Suicide Silence’s tour in particular is sponsored by several brands including Bandsintown, Fender, Sennheiser and Liquid Death. In an era where brand sponsorship of in-person tours has been dwindling for years, brands’ growing willingness to sponsor virtual concerts and tours can also help bolster artists’ press and audience-development efforts — not to mention their incomes.
This kind of audience development mindset around virtual tours can be powerful for artists even beyond a performance context. For instance, to commemorate the release of her latest music video for “Waiting For Me,” independent electronic artist and drummer Madame Gandhi recently posted a list of dates and times for IG Live conversations she is having with multiple artists, influencers and media outlets about the video. While the core focus is a music video and not a show, this is for all intents and purposes a virtual tour, as you can see in her Instagram graphic’s design:
… and/or like digital meet-and-greets with existing fans
If a virtual tour is structured more like a paid, in-person tour with hard ticket sales, then it’s more likely to be for the purpose of engaging already-existing, more loyal fans.

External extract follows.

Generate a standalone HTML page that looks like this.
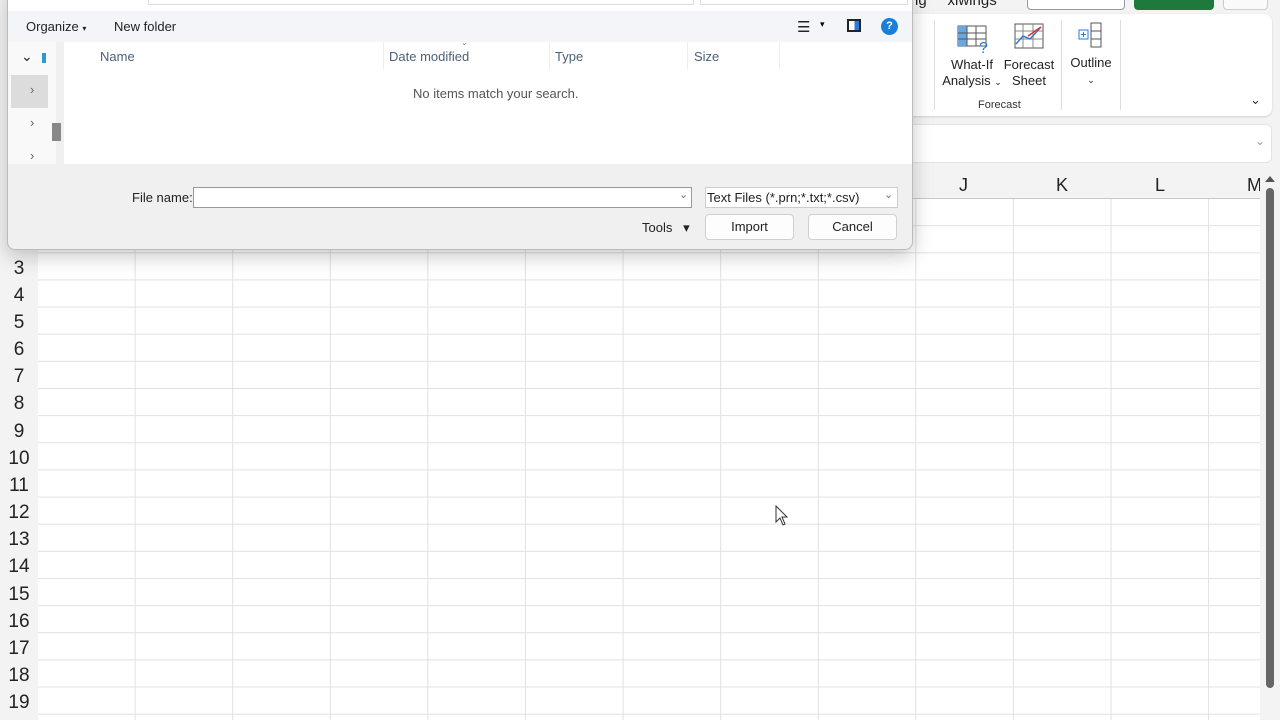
<!DOCTYPE html><html><head><style>
*{margin:0;padding:0;box-sizing:border-box}
body{width:1280px;height:720px;overflow:hidden;background:#f3f3f3;font-family:"Liberation Sans",sans-serif;position:relative}
.a{position:absolute}
.grid{left:38px;top:198px;width:1222px;height:522px;background-color:#fff;
background-image:linear-gradient(to right,#e1e1e1 1px,transparent 1px),linear-gradient(to bottom,#e1e1e1 1px,transparent 1px);
background-size:97.6px 27.15px;background-position:-1px 0px}
.rn{left:0;width:38px;text-align:center;font-size:19px;color:#222;height:27px;line-height:27px}
.ch{top:175px;font-size:18px;color:#222}
.t{font-size:13px;color:#222}
.btn{background:#fdfdfd;border:1px solid #d0d0d0;border-radius:4px;font-size:13px;text-align:center;line-height:24px;height:26px;color:#222}
</style></head><body>
<!-- ribbon -->
<div class="a" style="left:880px;top:0;width:400px;height:10px;background:#f3f3f3"></div>
<div class="a" style="left:1027px;top:-8px;width:98px;height:18px;border:1px solid #999;border-radius:4px;background:#fff"></div>
<div class="a" style="left:1134px;top:-8px;width:80px;height:18px;border-radius:4px;background:#1d7a3c"></div>
<div class="a" style="left:1223px;top:-8px;width:45px;height:18px;border:1px solid #ccc;border-radius:4px;background:#fafafa"></div>
<div class="a t" style="left:915px;top:-8px;font-size:15px">ig&nbsp;&nbsp;&nbsp;&nbsp;&nbsp;xlwings</div>
<div class="a" style="left:900px;top:14px;width:372px;height:102px;background:#fff;border-radius:8px;box-shadow:0 1px 2px rgba(0,0,0,.15)"></div>
<div class="a" style="left:934px;top:20px;width:1px;height:90px;background:#ddd"></div>
<div class="a" style="left:1061px;top:20px;width:1px;height:90px;background:#ddd"></div>
<div class="a" style="left:1120px;top:20px;width:1px;height:90px;background:#ddd"></div>
<svg class="a" style="left:957px;top:24px" width="34" height="30"><rect x="1" y="2" width="28" height="20" fill="none" stroke="#555"/><rect x="1" y="2" width="9" height="20" fill="#6aa6e0"/><path d="M1 9H29M1 15H29M10 2V22M19 2V22" stroke="#555"/><text x="22" y="29" font-size="16" fill="#2a7ad5">?</text></svg>
<svg class="a" style="left:1013px;top:22px" width="32" height="30"><rect x="2" y="2" width="28" height="24" fill="none" stroke="#555"/><path d="M2 9H30M2 17H30M10 2V26M20 2V26" stroke="#888"/><path d="M3 22L10 14L17 17L28 5" stroke="#2a7ad5" fill="none" stroke-width="1.5"/><path d="M15 14L28 5" stroke="#d33" stroke-width="1.5"/></svg>
<svg class="a" style="left:1077px;top:20px" width="28" height="30"><rect x="14" y="3" width="10" height="24" fill="none" stroke="#555"/><path d="M14 11H24M14 19H24" stroke="#555"/><rect x="2" y="10" width="9" height="9" fill="none" stroke="#2a7ad5"/><path d="M6.5 12V17M4 14.5H9" stroke="#2a7ad5"/></svg>
<div class="a t" style="left:936px;top:57px;width:72px;text-align:center;line-height:16px;white-space:nowrap">What-If<br>Analysis <span style="font-size:9px">&#8964;</span></div>
<div class="a t" style="left:1003px;top:57px;width:52px;text-align:center;line-height:16px">Forecast<br>Sheet</div>
<div class="a t" style="left:1066px;top:55px;width:50px;text-align:center;line-height:16px">Outline<br><span style="font-size:9px">&#8964;</span></div>
<div class="a" style="left:978px;top:99px;font-size:11px;color:#333">Forecast</div>
<div class="a" style="left:1250px;top:92px;font-size:13px;color:#333">&#8964;</div>
<div class="a" style="left:900px;top:124px;width:372px;height:39px;background:#fff;border-radius:6px;border:1px solid #e3e3e3"></div>
<div class="a" style="left:1255px;top:134px;font-size:12px;color:#999">&#8964;</div>
<!-- sheet -->
<div class="a grid"></div>
<div class="a" style="left:38px;top:198px;width:1222px;height:1px;background:#c8c8c8"></div>
<div class="a ch" style="left:959px">J</div><div class="a ch" style="left:1056px">K</div><div class="a ch" style="left:1155px">L</div><div class="a ch" style="left:1247px">M</div>
<div class="a" style="left:1260px;top:172px;width:20px;height:548px;background:#f3f3f3"></div>
<div class="a" style="left:1265px;top:176px;width:0;height:0;border-left:5px solid transparent;border-right:5px solid transparent;border-bottom:6px solid #555"></div>
<div class="a" style="left:1266px;top:188px;width:8px;height:500px;border-radius:4px;background:#666"></div>
<div class="a rn" style="top:255px">3</div><div class="a rn" style="top:282px">4</div><div class="a rn" style="top:309px">5</div><div class="a rn" style="top:336px">6</div><div class="a rn" style="top:363px">7</div><div class="a rn" style="top:390px">8</div><div class="a rn" style="top:418px">9</div><div class="a rn" style="top:445px">10</div><div class="a rn" style="top:472px">11</div><div class="a rn" style="top:499px">12</div><div class="a rn" style="top:526px">13</div><div class="a rn" style="top:553px">14</div><div class="a rn" style="top:581px">15</div><div class="a rn" style="top:608px">16</div><div class="a rn" style="top:635px">17</div><div class="a rn" style="top:662px">18</div><div class="a rn" style="top:689px">19</div>
<svg class="a" style="left:775px;top:505px" width="16" height="22"><path d="M1 1V17L5 13L8 20L10 19L7 12H12Z" fill="#fff" stroke="#333"/></svg>
<!-- dialog -->
<div class="a" style="left:7px;top:-10px;width:906px;height:260px;background:#f0f0f0;border:1px solid #bbb;border-radius:0 0 8px 8px;box-shadow:0 6px 20px rgba(0,0,0,.22);overflow:hidden">
 <div class="a" style="left:0;top:0;width:906px;height:20px;background:#fff"></div>
 <div class="a" style="left:140px;top:0;width:546px;height:14px;border:1px solid #ddd;background:#fff"></div>
 <div class="a" style="left:692px;top:0;width:208px;height:14px;border:1px solid #ddd;background:#fff"></div>
 <div class="a" style="left:0;top:20px;width:906px;height:31px;background:#f3f5f8"></div>
 <div class="a t" style="left:18px;top:28px">Organize <span style="font-size:8px">▾</span></div>
 <div class="a t" style="left:106px;top:28px">New folder</div>
 <div class="a" style="left:789px;top:27px;font-size:15px;color:#222">&#9776;</div>
 <div class="a" style="left:812px;top:28px;font-size:9px">▾</div>
 <div class="a" style="left:839px;top:28px;width:14px;height:13px;border:2px solid #222;background:linear-gradient(to right,#fff 55%,#2a7ad5 55%)"></div>
 <div class="a" style="left:873px;top:27px;width:17px;height:17px;border-radius:50%;background:#1a7fd8;color:#fff;font-size:11px;text-align:center;line-height:17px;font-weight:bold">?</div>
 <div class="a" style="left:0;top:51px;width:48px;height:122px;background:#f9f9f9"></div>
 <div class="a" style="left:3px;top:84px;width:37px;height:33px;background:#dcdcdc"></div>
 <div class="a t" style="left:13px;top:57px;font-size:14px">&#8964;</div>
 <div class="a" style="left:34px;top:62px;width:4px;height:10px;background:#2a9ad5"></div>
 <div class="a" style="left:22px;top:91px;color:#666;font-size:13px">›</div>
 <div class="a" style="left:22px;top:124px;color:#666;font-size:13px">›</div>
 <div class="a" style="left:22px;top:157px;color:#666;font-size:13px">›</div>
 <div class="a" style="left:44px;top:132px;width:9px;height:18px;background:#888"></div>
 <div class="a" style="left:56px;top:51px;width:850px;height:122px;background:#fff"></div>
 <div class="a" style="left:375px;top:51px;width:1px;height:27px;background:#eee"></div>
 <div class="a" style="left:541px;top:51px;width:1px;height:27px;background:#eee"></div>
 <div class="a" style="left:679px;top:51px;width:1px;height:27px;background:#eee"></div>
 <div class="a" style="left:771px;top:51px;width:1px;height:27px;background:#eee"></div>
 <div class="a t" style="left:92px;top:58px;color:#4c607a">Name</div>
 <div class="a t" style="left:381px;top:58px;color:#4c607a">Date modified</div>
 <div class="a" style="left:453px;top:47px;font-size:8px;color:#888">&#8964;</div>
 <div class="a t" style="left:547px;top:58px;color:#4c607a">Type</div>
 <div class="a t" style="left:686px;top:58px;color:#4c607a">Size</div>
 <div class="a t" style="left:405px;top:95px;color:#555">No items match your search.</div>
 <div class="a t" style="left:124px;top:199px">File name:</div>
 <div class="a" style="left:185px;top:196px;width:499px;height:21px;background:#fff;border:1px solid #999"></div>
 <div class="a" style="left:671px;top:197px;font-size:11px;color:#777">&#8964;</div>
 <div class="a" style="left:697px;top:196px;width:193px;height:21px;background:#fff;border:1px solid #ccc"></div>
 <div class="a t" style="left:699px;top:199px">Text Files (*.prn;*.txt;*.csv)</div>
 <div class="a" style="left:876px;top:197px;font-size:11px;color:#777">&#8964;</div>
 <div class="a t" style="left:634px;top:229px">Tools&nbsp;&nbsp;&nbsp;▾</div>
 <div class="a btn" style="left:697px;top:223px;width:89px">Import</div>
 <div class="a btn" style="left:800px;top:223px;width:89px">Cancel</div>
</div>
</body></html>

Suicide Silence solidifies this audience focus in the business model for their tour, which allows fans to purchase a ticket-merch bundle for $25 (or $10 for a ticket without a shirt). I’ve seen a few other virtual concert experiences that allowed fans to pay extra for access to special VIP rooms in Minecraft, to paid-only rooms in Discord or to individual meet-and-greet sessions with the artist online.

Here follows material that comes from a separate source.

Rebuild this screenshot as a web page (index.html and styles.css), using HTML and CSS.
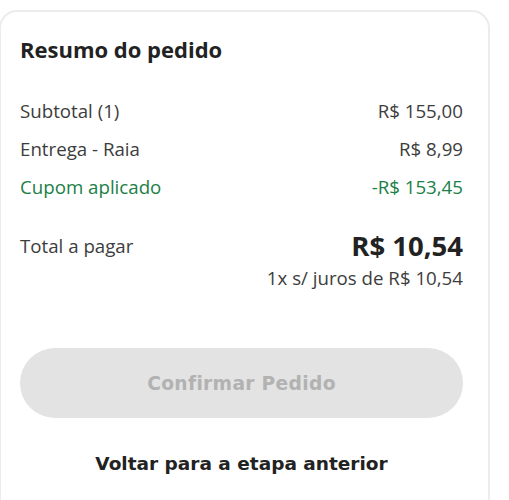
FILE: index.html
```html
<!DOCTYPE html>
<html lang="pt-BR">
<head>
  <meta charset="UTF-8">
  <meta name="viewport" content="width=device-width, initial-scale=1.0">
  <title>Resumo do pedido</title>
  <link rel="stylesheet" href="styles.css">
</head>
<body>
  <section class="summary">
    <h2>Resumo do pedido</h2>

    <div class="lines">
      <div class="line">
        <span>Subtotal (1)</span>
        <span>R$ 155,00</span>
      </div>
      <div class="line">
        <span>Entrega - Raia</span>
        <span>R$ 8,99</span>
      </div>
      <div class="line discount">
        <span>Cupom aplicado</span>
        <span>-R$ 153,45</span>
      </div>
    </div>

    <div class="total">
      <span class="total-label">Total a pagar</span>
      <div class="total-value">
        <strong>R$ 10,54</strong>
        <span>1x s/ juros de R$ 10,54</span>
      </div>
    </div>

    <button class="confirm" disabled>Confirmar Pedido</button>
    <a class="back" href="#">Voltar para a etapa anterior</a>
  </section>
</body>
</html>
```

FILE: styles.css
```css
body {
  margin: 0;
  font-family: "Open Sans", Arial, sans-serif;
  color: #3d3d3d;
  background: #fff;
  overflow: hidden;
}

.summary {
  box-sizing: border-box;
  width: 491px;
  margin-top: 10px;
  margin-left: -1px;
  padding: 23px 25px 0 19px;
  height: 490px;
  border: 2px solid #ececec;
  border-bottom: none;
  border-radius: 18px 18px 0 0;
}

.summary h2 {
  margin: 0;
  font-size: 22px;
  line-height: 28px;
  font-weight: 700;
  color: #222;
}

.lines {
  margin-top: 36px;
  display: flex;
  flex-direction: column;
  gap: 14px;
}

.line {
  display: flex;
  justify-content: space-between;
  font-size: 18.7px;
  line-height: 24px;
}

.line.discount {
  color: #1b8046;
}

.total {
  margin-top: 32px;
  display: flex;
  justify-content: space-between;
  align-items: flex-start;
  font-size: 18.7px;
}

.total-label {
  line-height: 30px;
}

.total-value {
  display: flex;
  flex-direction: column;
  align-items: flex-end;
}

.total-value strong {
  font-size: 27.5px;
  line-height: 30px;
  color: #222;
}

.total-value span {
  line-height: 34px;
}

.confirm {
  display: block;
  width: 100%;
  height: 70px;
  margin-top: 53px;
  border: none;
  border-radius: 35px;
  background: #e3e3e3;
  color: #b2b2b2;
  font-family: "DejaVu Sans", Arial, sans-serif;
  font-size: 18.7px;
  font-weight: 700;
  letter-spacing: 0.3px;
}

.back {
  display: block;
  margin-top: 35px;
  text-align: center;
  color: #222;
  text-decoration: none;
  font-family: "DejaVu Sans", Arial, sans-serif;
  font-size: 18.5px;
  font-weight: 700;
}
```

It’s worth noting that it’s possible to combine the two above approaches — expanding into new audiences through press appearances, and strengthening existing audiences through intimacy — into a single experience. For instance, while all of Lion Babe’s virtual tour was free for fans to attend, the duo also hosted virtual meet-and-greets on the venues’ IG channels for each show a week in advance. As Benros wrote in DJBooth, fans were encouraged during these meet-and-greets “to take selfies on IG, suggest setlist songs, and engage with the artists, giving them a similar experience of an actual show in their city.”
The question of business models will need to come to the forefront when discussing the future of virtual tours and of livestreaming at large. According to Pollstar‘s latest livestreaming chart, only one of the top 50 livestreaming concerts of the past few months was paid — namely BTS’ Bang Bang Con, which might just be the best-selling online paid livestream concert ever at $20 million in revenue.
That revenue tier is achievable only for a fraction of the top 1% of artists in the world. For everyone else, a more regular, incremental business model for online shows makes more sense, and is necessary for most artists to be able to continue paying their bills with their creative work. Virtual tours — which are inherently longer-term and more episodic in structure, and much more technologically and geographically flexible than their in-person analogs — will play a central role in determining the kinds of business models that will endure over the next few months.